Whenever I write an experiment at work, I need to arrange the resulting data in some readable, manipulable form, and usually that's a table. Doing it manually is a pain and redundant anyway. That means generating tables programmatically in Python.
It's important for the results to be correct and for the code to produce the same results on reruns. Unfortunately, reporting code changes a lot subject to the experiment's demands. It also tends to get complicated. Ideally I would write tests to make sure that the results are correct. This can be a pain though.
To make the code more readable testing more workable, I'm experimenting with a general structure:
- For each output table, write a dataclass representing one row in the table.
- Write functions that tabulate the input data in whatever form it comes.
- Write functions that consume data in the input form and produce data in the output form.
- Write functions that serialize the output data.

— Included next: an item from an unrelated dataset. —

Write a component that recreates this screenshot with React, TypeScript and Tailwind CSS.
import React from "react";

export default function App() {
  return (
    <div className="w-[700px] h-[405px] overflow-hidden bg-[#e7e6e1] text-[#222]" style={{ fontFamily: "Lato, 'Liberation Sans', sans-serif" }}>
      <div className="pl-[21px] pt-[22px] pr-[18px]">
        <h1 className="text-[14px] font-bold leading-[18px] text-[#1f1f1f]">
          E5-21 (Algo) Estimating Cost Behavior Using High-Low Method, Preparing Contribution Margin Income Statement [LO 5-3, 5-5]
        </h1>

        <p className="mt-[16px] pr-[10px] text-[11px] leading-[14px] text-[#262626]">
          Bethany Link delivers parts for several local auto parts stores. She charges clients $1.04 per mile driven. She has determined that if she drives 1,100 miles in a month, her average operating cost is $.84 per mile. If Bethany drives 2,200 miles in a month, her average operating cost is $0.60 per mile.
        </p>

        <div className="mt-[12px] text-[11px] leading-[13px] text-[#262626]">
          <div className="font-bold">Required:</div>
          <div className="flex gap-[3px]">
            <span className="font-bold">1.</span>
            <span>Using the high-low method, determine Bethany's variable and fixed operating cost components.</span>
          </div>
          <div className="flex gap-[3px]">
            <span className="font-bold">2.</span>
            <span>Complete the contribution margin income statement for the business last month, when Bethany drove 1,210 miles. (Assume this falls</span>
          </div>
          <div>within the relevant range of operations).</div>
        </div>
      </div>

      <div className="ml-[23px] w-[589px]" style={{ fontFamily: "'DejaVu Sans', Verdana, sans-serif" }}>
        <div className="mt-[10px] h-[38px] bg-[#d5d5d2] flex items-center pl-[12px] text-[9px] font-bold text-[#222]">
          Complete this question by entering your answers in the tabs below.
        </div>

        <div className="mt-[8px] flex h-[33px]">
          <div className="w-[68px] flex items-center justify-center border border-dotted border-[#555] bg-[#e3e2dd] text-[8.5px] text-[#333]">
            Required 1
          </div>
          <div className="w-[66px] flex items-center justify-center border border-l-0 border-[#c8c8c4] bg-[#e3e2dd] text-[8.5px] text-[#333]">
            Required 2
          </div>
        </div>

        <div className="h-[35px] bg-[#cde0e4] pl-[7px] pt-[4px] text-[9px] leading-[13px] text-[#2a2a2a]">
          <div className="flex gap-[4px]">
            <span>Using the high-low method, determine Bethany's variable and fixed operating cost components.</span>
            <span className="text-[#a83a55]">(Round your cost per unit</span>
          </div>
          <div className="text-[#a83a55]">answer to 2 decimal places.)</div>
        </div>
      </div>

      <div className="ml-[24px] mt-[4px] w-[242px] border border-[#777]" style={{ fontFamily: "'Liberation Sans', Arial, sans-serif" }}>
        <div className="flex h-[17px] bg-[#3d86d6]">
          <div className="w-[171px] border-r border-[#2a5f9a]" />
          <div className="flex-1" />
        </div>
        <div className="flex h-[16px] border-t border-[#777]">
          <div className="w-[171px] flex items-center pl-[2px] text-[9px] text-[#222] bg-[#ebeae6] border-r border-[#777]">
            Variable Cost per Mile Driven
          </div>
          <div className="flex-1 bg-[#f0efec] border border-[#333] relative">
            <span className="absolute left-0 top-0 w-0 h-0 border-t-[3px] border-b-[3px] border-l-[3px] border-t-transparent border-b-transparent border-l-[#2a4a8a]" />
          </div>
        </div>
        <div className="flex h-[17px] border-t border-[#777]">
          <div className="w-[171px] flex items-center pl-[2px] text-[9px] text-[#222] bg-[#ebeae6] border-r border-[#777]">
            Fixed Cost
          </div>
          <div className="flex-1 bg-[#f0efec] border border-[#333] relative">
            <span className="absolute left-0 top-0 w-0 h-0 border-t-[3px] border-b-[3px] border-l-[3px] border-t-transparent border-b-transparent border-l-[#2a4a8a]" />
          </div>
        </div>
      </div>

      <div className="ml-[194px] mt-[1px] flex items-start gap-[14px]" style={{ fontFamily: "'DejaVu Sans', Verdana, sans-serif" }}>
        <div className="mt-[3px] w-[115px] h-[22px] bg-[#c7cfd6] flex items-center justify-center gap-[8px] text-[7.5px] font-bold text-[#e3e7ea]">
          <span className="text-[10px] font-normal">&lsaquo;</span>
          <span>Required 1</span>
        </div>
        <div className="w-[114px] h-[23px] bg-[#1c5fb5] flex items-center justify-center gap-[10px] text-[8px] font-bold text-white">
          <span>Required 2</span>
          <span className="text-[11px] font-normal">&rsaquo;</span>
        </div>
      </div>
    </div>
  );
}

- Make the de/serialization code dumb — it should take the objects and dump them as they are using say asdict() or maybe a simple protocol to convert.
- Unit test the processing code to make sure it does what it is supposed to do. Generally this means a suite of tests for each spreadsheet or table generated.
- Do manual or integration tests for the functions that parse raw input rows (e.g. a dict from
csv.DictReader) into record types. Unit tests for this would be trivial and too much extra work to keep up to be worth it.
Currently I'm trying this with legacy spreadsheet generation code (that I wrote). Next time I start from scratch I might try test-driving the process code. That is: Test that it does what it is supposed to starting from a dummy implementation that returns one hard-coded row value, writing tests for a behavior/output feature first then writing code to make the test pass (red-green-refactor).